Computational considerations

The computational approaches implemented in this code are designed for large inverse problems, but it is nevertheless important to keep computational considerations in mind when adapting the code for a specific inverse problem. We discuss several of these considerations below:

(1) The number of iterations required by the iterative solver to estimate the fluxes can be an important limiting factor when using certain types of adjoint atmospheric models but may not be a limiting factor when using other types of atmospheric models. For trajectory models like the Stochastic Time-Inverted Lagrangian Transport (STILT) model, H is formulated explicitly and can be read in directly. In that case, the computing resources required to run numerous STILT trajectories, not the number of iterations required by the solver, is likely to be the computational bottleneck. By contrast, the number of iterations required to converge on a solution is likely to be the bottleneck for gridded chemical transport models like GEOS-Chem or TM5. These models do not produce an explicit H and HT matrices, and one must instead run the forward and adjoint models once per iteration of the solver. These calculations often become time-intensive when numerous iterations are required to converge on a flux estimate. Furthermore, some adjoint models (i.e., GEOS-Chem) cannot be run in parallel for greenhouse gas applications, though we expect that these capabilities will change in the future with the development of an adjoint for models like GEOS-Chem-High Performance (GC-HP).
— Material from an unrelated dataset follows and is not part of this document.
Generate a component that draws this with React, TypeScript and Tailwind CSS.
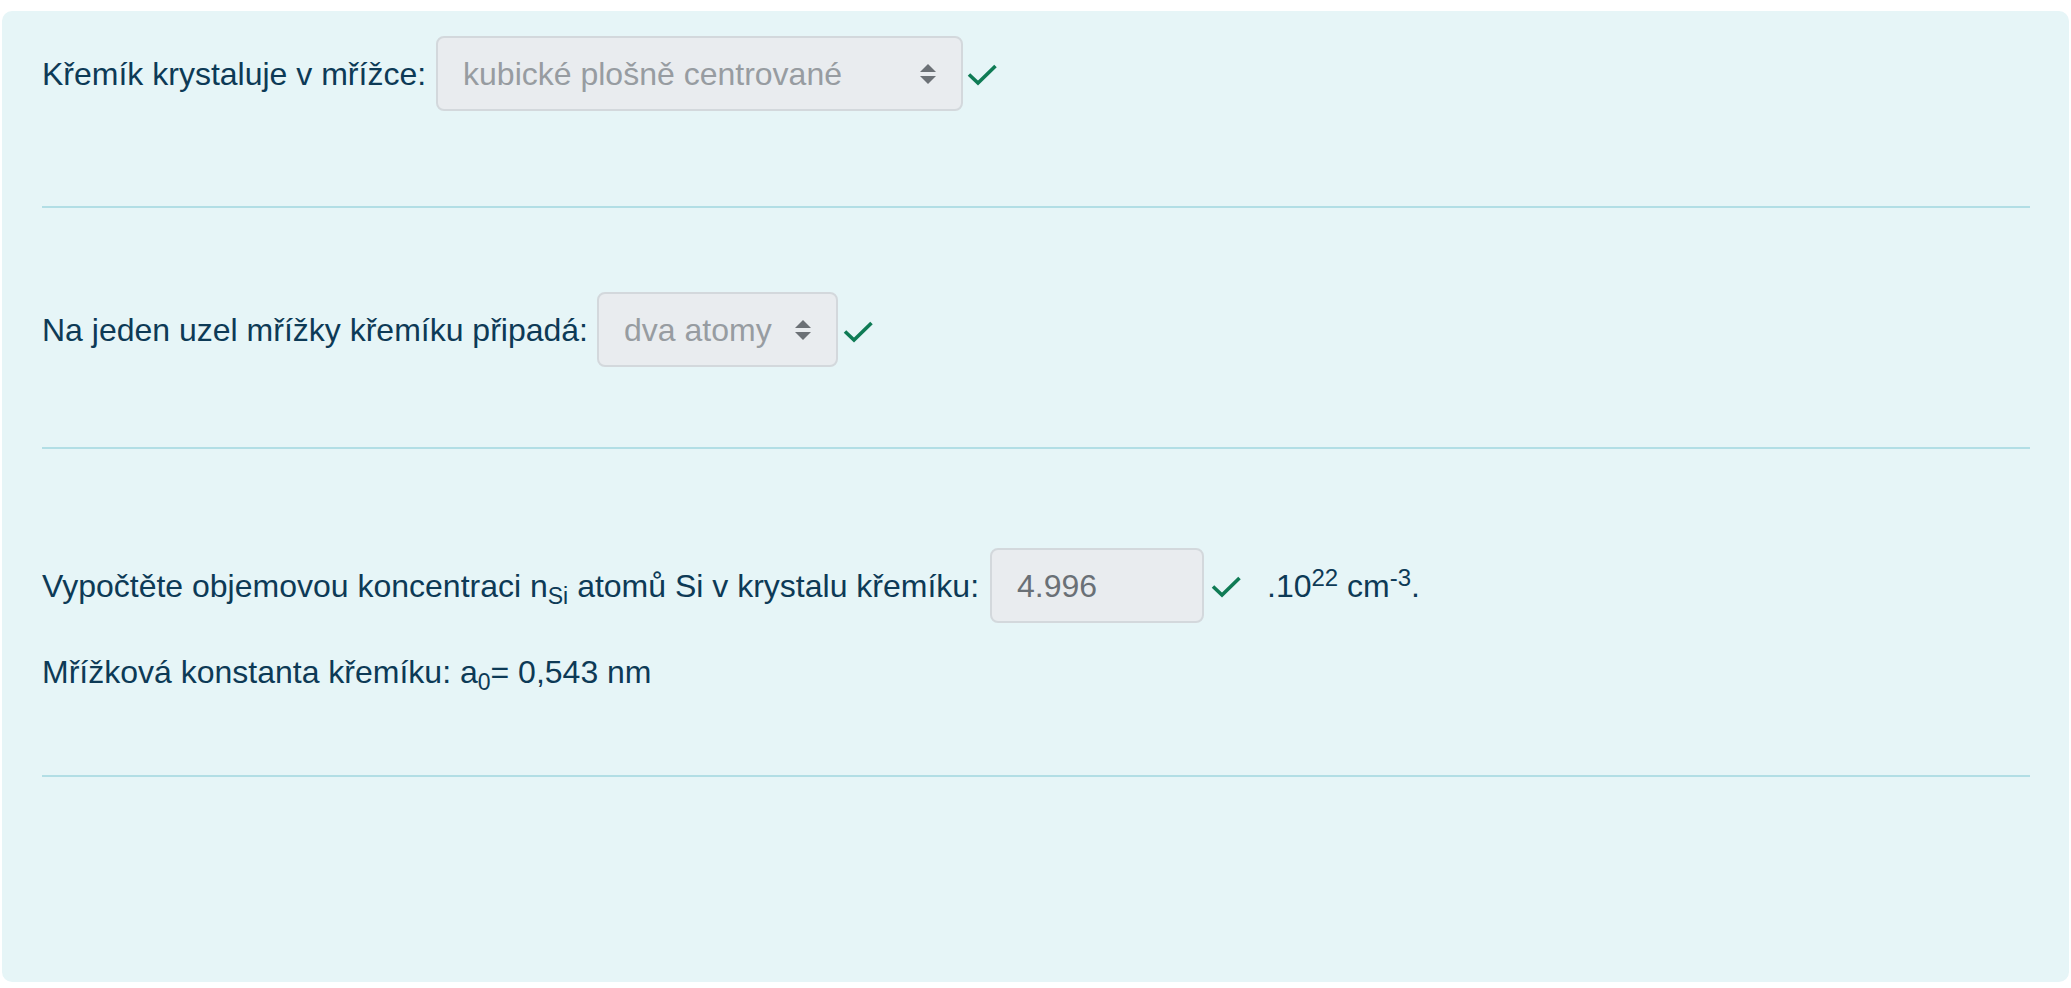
import React from "react";

const Check = () => (
  <svg width="30" height="22" viewBox="0 0 30 22" className="shrink-0">
    <polyline
      points="2,10.5 11,19 28.5,2"
      fill="none"
      stroke="#0f7b55"
      strokeWidth="3.6"
      strokeLinecap="butt"
      strokeLinejoin="miter"
    />
  </svg>
);

const Arrows = () => (
  <svg width="16" height="20" viewBox="0 0 4 5" className="shrink-0">
    <path fill="#6c7176" d="M2 0L0 2h4zm0 5L0 3h4z" />
  </svg>
);

const Select = ({ value, width }: { value: string; width: string }) => (
  <div
    className={`ml-[9px] h-[75px] ${width} shrink-0 flex items-center justify-between pl-[25px] pr-[25px] bg-[#e9ecef] border-2 border-[#d3d8dc] rounded-[8px] text-[#979ca1]`}
  >
    <span className="whitespace-nowrap">{value}</span>
    <Arrows />
  </div>
);

const Hr = ({ mt }: { mt: string }) => <div className={`${mt} h-[2px] bg-[#b2dee5]`} />;

export default function App() {
  return (
    <div
      className="min-h-screen bg-white pt-[11px] px-[2px]"
      style={{ fontFamily: '"Liberation Sans", Arial, sans-serif' }}
    >
      <div className="bg-[#e6f5f7] rounded-[10px] h-[971px] pt-[25px] pl-[40px] pr-[39px] text-[32px] leading-[48px] text-[#0d3a56]">
        <div className="flex items-center h-[75px]">
          <span className="whitespace-nowrap">Křemík krystaluje v mřížce:</span>
          <div className="w-[1px]" />
          <Select value="kubické plošně centrované" width="w-[527px]" />
          <span className="ml-[4px] mt-[2px]">
            <Check />
          </span>
        </div>

        <Hr mt="mt-[95px]" />

        <div className="mt-[84px] flex items-center h-[75px]">
          <span className="whitespace-nowrap">Na jeden uzel mřížky křemíku připadá:</span>
          <Select value="dva atomy" width="w-[241px]" />
          <span className="ml-[5px] mt-[4px]">
            <Check />
          </span>
        </div>

        <Hr mt="mt-[80px]" />

        <div className="mt-[99px] flex items-center h-[75px]">
          <span className="whitespace-nowrap">
            Vypočtěte objemovou koncentraci n
            <span className="relative top-[7px] text-[23px] leading-[0]">Si</span> atomů Si v krystalu křemíku:
          </span>
          <div className="ml-[11px] h-[75px] w-[214px] shrink-0 flex items-center pl-[25px] bg-[#e9ecef] border-2 border-[#d3d8dc] rounded-[8px] text-[#6a7076]">
            4.996
          </div>
          <span className="ml-[7px] mt-[2px]">
            <Check />
          </span>
          <span className="ml-[26px] whitespace-nowrap">
            .10<span className="relative -top-[11px] text-[24px] leading-[0]">22</span> cm
            <span className="relative -top-[11px] text-[24px] leading-[0]">-3</span>.
          </span>
        </div>

        <div className="mt-[25px] whitespace-nowrap">
          Mřížková konstanta křemíku: a<span className="relative top-[7px] text-[23px] leading-[0]">0</span>= 0,543 nm
        </div>

        <Hr mt="mt-[79px]" />
      </div>
    </div>
  );
}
(2) The matrices D and E (Eqs. 9-10 in the GMD manuscript) are usually straightforward to store in memory and/or invert given the dimensions of most atmospheric inverse models to date. However we anticipate that this will change in the future as atmospheric models like GEOS-Chem have better parallel computing capabilities and can be run at higher spatial resolution. In those cases, it may be important to structure D and E as hierarchical matrices or structured matrices (e.g., Toeplitz matrices) to avoid problems with storing these matrices in memory or inverting these matrices. Hierarchical and structured matrices are not implemented in this code repository, but Sect. 3 of the GMD manuscript provides several references on this topic.

(3) The choice of covariance function can have a large impact on the wall clock time and memory required for matrix calculations using D and E. An exponential covariance model is very common in existing GIM studies in hydrology and atmospheric science. For large inverse problems, this choice may not be practical; an exponential model will never decay to zero. As a result, D and E will never be sparse matrices. By contrast, other covariance models, like a spherical model, do decay to zero, and D and E can be formulated as memory-saving sparse matrices.

(4) The code here can be re-written for other languages if a different language is more convenient than Matlab. We recommend that users exercise caution if doing so because different commonly-used languages can exhibit very different performance. For example, we found that R is far slower than Matlab at linear algebra and often requires more memory than Matlab for the same matrix inversion.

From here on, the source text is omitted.